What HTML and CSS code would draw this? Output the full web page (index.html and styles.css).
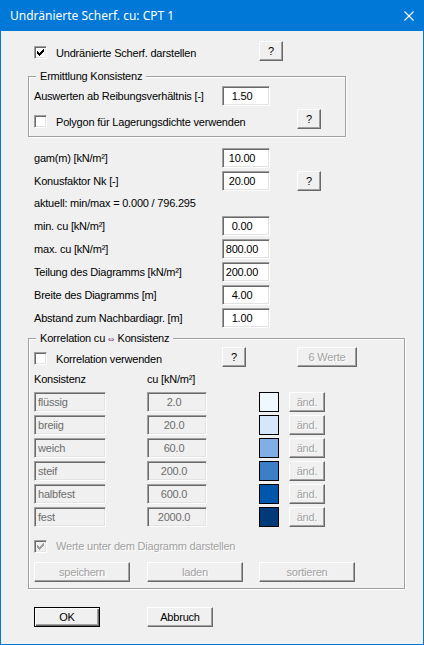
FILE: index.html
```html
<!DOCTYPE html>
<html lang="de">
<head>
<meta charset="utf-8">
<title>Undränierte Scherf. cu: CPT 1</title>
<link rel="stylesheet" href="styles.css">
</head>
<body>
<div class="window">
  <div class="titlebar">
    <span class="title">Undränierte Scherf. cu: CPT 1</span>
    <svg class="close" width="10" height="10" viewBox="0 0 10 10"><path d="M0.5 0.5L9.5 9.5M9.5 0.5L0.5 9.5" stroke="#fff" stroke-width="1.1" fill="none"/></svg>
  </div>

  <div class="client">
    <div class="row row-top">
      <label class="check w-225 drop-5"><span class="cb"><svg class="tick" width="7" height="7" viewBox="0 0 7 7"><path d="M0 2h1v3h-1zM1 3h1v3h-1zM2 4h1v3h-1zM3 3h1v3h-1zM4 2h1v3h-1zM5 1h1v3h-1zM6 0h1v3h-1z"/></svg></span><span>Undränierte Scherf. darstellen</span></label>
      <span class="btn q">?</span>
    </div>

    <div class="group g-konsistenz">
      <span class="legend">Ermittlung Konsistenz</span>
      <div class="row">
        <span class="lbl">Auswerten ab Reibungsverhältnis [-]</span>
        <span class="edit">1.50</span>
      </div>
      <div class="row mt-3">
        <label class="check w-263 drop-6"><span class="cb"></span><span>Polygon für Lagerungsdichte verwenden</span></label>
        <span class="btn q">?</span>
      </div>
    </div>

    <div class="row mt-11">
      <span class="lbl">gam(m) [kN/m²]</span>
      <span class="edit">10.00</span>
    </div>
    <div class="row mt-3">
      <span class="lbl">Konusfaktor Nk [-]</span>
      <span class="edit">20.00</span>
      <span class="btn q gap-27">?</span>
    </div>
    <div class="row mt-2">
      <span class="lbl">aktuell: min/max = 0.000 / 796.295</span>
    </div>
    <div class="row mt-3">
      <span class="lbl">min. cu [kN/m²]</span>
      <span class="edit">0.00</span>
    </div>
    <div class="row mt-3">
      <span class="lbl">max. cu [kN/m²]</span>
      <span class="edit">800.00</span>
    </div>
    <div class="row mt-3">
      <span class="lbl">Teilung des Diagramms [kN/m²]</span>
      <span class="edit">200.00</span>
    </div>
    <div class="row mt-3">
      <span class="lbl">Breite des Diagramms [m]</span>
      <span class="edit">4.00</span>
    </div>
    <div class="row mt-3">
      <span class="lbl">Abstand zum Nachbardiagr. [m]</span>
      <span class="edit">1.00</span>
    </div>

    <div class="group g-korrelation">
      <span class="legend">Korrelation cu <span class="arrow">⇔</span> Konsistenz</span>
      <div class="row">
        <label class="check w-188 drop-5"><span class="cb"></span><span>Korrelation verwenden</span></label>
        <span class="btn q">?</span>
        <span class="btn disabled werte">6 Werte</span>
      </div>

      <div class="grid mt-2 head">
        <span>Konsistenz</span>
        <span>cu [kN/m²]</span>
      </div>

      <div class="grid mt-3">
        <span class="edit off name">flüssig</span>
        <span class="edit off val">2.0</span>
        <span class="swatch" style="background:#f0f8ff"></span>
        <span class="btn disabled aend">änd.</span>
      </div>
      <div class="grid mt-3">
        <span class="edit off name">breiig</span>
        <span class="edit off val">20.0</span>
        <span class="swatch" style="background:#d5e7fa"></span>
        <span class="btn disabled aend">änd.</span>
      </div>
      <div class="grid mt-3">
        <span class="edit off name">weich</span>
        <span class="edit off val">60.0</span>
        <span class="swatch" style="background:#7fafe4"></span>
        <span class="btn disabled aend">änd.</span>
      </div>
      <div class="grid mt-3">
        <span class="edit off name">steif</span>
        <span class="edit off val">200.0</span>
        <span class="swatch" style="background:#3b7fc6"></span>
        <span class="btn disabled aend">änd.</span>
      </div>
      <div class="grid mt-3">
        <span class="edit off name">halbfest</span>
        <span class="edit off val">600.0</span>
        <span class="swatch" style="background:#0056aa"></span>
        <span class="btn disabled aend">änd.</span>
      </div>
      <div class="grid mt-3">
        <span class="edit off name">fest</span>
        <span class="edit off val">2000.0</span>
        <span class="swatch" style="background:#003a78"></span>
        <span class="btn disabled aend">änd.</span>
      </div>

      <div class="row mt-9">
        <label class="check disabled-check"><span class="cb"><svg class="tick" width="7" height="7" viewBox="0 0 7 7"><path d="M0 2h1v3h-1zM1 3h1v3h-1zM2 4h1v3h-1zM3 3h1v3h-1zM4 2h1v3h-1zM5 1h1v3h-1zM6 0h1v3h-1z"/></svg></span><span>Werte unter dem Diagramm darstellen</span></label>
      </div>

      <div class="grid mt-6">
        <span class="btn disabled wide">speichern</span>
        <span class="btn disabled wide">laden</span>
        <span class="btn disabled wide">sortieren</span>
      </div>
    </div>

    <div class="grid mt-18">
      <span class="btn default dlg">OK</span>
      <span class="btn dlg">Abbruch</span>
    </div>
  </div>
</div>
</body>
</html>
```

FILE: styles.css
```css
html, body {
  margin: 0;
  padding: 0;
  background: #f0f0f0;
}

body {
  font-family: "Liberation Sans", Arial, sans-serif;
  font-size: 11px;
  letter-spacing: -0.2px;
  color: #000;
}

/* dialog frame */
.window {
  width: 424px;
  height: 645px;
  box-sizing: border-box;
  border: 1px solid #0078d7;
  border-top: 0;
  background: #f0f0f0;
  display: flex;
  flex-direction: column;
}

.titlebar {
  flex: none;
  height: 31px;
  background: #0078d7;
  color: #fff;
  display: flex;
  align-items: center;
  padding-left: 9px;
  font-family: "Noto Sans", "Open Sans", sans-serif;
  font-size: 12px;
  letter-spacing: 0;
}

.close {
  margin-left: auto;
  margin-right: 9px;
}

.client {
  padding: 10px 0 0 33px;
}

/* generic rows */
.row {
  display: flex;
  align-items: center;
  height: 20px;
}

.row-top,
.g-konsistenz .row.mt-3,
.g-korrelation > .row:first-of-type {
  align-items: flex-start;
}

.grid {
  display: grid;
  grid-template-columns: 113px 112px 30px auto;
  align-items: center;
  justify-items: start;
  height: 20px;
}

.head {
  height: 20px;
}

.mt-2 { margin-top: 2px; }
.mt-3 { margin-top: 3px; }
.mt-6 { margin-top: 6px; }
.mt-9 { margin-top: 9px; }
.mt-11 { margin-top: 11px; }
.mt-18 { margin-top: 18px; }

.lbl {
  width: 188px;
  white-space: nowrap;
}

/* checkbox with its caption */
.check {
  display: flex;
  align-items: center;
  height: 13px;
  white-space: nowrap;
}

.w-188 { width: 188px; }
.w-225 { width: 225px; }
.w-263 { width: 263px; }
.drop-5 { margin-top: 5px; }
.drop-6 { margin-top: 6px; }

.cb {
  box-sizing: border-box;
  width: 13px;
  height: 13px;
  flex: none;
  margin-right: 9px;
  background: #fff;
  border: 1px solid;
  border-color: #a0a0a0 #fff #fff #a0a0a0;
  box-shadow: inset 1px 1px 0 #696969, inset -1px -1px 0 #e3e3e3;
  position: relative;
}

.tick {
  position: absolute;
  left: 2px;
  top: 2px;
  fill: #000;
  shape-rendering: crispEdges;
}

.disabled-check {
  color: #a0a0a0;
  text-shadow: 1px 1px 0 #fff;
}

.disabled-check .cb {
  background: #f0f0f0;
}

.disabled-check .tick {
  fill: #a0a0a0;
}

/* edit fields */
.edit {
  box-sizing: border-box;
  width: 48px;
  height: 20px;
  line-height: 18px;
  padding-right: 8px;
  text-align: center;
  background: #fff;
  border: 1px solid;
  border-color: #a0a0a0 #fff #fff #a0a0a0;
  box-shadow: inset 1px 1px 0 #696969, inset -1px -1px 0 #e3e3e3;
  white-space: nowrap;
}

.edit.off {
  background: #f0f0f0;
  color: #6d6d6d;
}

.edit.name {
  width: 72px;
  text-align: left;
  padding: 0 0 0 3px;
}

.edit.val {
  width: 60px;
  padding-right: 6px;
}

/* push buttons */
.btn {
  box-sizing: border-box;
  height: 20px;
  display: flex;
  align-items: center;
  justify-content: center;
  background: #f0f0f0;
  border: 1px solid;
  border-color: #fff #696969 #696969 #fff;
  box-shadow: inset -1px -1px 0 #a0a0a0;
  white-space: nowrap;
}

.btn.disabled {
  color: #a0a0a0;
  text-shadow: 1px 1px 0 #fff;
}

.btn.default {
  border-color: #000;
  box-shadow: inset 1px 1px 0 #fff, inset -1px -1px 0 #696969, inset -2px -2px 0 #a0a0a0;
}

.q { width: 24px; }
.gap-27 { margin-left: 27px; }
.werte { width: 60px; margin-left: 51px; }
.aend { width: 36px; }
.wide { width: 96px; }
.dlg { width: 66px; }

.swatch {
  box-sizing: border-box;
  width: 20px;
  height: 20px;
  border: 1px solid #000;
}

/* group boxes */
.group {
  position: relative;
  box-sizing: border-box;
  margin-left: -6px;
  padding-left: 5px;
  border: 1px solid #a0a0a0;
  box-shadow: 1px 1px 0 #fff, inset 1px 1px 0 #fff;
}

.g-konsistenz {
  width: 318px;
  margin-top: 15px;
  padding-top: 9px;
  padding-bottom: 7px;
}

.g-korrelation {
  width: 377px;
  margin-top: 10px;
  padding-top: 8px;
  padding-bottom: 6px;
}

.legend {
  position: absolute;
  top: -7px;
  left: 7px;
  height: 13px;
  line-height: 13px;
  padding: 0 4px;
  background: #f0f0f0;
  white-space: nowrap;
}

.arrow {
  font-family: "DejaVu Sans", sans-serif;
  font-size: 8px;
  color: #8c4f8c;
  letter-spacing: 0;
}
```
──────────
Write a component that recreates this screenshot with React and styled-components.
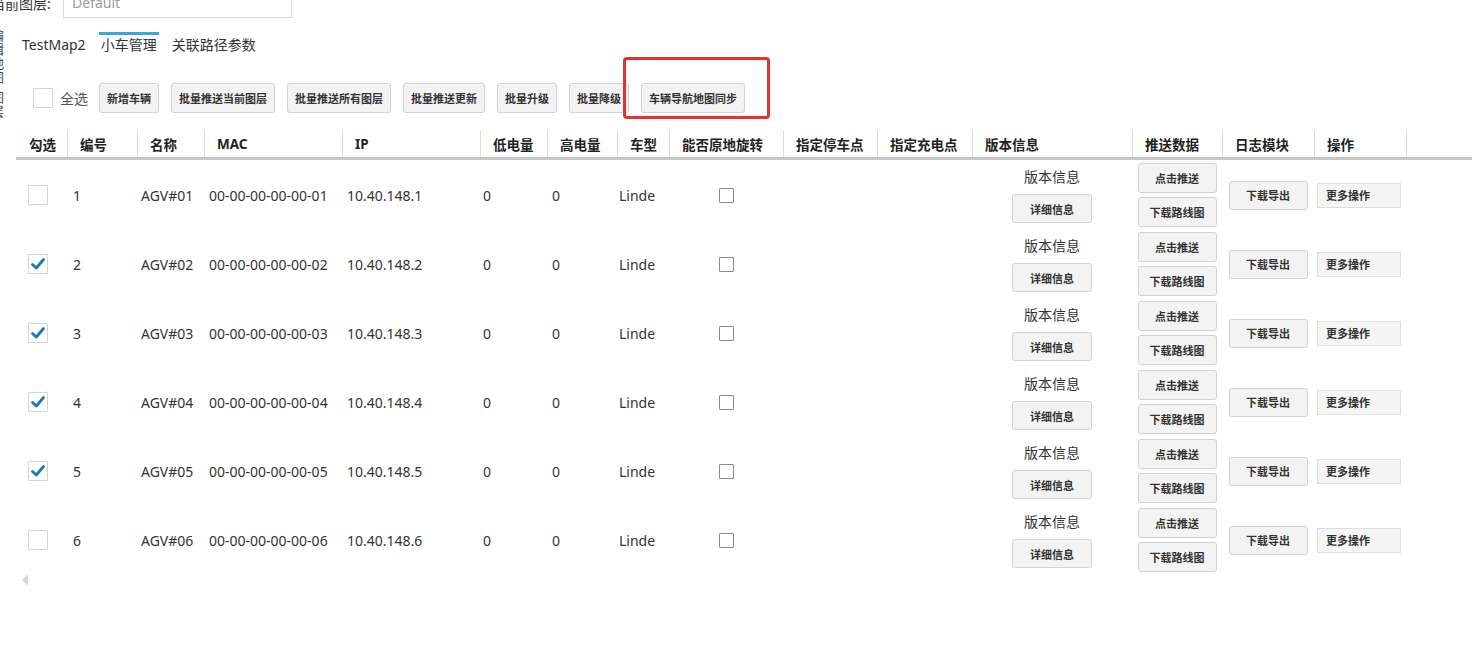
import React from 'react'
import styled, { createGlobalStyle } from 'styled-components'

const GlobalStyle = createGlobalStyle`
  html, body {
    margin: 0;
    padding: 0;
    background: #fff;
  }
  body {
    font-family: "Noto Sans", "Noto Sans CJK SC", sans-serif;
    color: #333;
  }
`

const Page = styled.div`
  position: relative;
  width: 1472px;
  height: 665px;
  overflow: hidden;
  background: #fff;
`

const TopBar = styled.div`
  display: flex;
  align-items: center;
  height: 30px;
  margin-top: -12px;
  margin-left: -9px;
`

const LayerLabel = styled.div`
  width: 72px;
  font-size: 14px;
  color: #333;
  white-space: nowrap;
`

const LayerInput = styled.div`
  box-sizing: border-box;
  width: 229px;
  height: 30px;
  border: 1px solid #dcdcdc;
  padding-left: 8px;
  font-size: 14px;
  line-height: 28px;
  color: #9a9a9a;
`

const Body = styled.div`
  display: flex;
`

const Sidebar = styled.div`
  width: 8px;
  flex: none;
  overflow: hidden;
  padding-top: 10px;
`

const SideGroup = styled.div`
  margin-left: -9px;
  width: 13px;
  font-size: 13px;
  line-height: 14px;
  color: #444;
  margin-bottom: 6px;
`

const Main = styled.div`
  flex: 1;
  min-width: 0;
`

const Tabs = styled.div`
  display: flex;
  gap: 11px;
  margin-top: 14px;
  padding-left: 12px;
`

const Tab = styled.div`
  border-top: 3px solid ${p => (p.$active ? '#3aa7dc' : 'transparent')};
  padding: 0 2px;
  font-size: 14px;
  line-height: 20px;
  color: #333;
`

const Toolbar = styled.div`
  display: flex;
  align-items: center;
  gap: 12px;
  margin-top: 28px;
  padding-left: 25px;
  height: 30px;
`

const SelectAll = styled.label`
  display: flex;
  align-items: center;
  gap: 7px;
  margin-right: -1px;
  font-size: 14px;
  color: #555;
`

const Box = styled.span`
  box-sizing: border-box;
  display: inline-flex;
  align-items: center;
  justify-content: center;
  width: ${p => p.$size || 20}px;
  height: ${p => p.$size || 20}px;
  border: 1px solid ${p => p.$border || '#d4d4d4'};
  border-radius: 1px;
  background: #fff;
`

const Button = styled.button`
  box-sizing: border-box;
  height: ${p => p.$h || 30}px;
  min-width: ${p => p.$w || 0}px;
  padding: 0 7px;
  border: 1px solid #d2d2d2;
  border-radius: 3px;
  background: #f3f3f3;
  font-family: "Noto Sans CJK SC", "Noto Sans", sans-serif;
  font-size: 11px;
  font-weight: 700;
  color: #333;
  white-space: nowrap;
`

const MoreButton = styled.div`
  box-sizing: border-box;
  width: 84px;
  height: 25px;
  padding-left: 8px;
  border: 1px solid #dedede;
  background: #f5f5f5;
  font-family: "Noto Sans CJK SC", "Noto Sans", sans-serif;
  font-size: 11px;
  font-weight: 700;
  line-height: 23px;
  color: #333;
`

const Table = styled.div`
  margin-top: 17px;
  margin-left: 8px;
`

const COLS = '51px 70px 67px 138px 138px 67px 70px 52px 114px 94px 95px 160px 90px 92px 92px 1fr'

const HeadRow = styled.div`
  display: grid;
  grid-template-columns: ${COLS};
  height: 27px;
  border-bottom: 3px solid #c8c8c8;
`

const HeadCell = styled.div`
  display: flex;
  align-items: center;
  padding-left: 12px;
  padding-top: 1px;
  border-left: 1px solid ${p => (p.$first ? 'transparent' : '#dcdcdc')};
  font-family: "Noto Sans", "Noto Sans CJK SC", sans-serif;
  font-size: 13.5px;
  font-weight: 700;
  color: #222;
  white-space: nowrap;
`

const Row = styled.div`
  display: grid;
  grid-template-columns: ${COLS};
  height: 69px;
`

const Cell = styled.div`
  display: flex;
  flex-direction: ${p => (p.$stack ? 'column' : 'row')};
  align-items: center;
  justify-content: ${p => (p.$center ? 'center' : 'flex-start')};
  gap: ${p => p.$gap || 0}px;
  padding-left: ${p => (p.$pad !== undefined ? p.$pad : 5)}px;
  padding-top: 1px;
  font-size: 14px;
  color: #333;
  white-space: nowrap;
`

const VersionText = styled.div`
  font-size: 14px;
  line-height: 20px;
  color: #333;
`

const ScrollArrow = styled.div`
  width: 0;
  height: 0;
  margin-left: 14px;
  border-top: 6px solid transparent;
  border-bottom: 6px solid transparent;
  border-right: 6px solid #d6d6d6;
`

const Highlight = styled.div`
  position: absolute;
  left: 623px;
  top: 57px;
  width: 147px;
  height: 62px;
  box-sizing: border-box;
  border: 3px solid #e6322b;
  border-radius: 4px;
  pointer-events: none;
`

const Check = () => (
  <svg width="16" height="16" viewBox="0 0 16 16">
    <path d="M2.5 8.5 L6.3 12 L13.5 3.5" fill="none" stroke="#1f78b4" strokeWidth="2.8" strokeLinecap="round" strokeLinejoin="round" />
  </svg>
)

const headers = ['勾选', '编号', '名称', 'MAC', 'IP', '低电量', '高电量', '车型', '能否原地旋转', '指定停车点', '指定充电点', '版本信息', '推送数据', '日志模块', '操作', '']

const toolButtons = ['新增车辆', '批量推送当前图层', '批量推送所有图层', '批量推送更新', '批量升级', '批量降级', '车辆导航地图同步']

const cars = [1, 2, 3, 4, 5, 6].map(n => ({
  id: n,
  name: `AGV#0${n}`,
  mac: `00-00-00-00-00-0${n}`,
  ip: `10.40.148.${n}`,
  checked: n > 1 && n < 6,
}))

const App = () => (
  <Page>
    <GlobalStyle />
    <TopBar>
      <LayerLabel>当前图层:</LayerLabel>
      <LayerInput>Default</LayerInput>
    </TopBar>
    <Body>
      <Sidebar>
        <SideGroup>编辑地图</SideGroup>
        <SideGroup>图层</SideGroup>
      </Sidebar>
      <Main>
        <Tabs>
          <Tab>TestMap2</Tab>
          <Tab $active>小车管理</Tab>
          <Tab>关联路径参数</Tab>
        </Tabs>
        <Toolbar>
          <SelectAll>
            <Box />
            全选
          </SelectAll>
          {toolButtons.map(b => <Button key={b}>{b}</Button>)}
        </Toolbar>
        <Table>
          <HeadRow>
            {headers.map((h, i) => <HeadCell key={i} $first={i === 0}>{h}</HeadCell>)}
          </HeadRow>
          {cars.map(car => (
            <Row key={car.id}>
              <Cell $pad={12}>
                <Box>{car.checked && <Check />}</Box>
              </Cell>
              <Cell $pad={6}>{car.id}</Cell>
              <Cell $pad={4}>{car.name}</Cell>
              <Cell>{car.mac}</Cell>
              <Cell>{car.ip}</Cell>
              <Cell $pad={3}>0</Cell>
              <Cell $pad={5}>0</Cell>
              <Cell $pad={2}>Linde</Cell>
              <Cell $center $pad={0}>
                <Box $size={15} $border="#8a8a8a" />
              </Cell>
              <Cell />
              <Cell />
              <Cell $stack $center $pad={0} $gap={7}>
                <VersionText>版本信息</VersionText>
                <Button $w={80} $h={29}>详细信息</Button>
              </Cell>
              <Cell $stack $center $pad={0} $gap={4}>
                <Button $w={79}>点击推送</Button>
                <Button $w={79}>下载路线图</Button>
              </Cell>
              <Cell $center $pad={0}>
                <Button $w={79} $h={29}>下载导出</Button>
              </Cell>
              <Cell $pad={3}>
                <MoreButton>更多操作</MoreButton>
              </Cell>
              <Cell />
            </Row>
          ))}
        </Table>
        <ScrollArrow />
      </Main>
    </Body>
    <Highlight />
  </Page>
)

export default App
──────────
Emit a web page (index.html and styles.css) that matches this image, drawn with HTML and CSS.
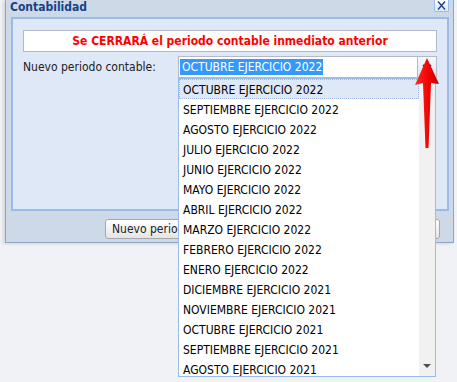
──────────
What this task involves
From the listing above, copy all lines holding the word "React".

Written answer
Write a component that recreates this screenshot with React and styled-components.
import React from 'react'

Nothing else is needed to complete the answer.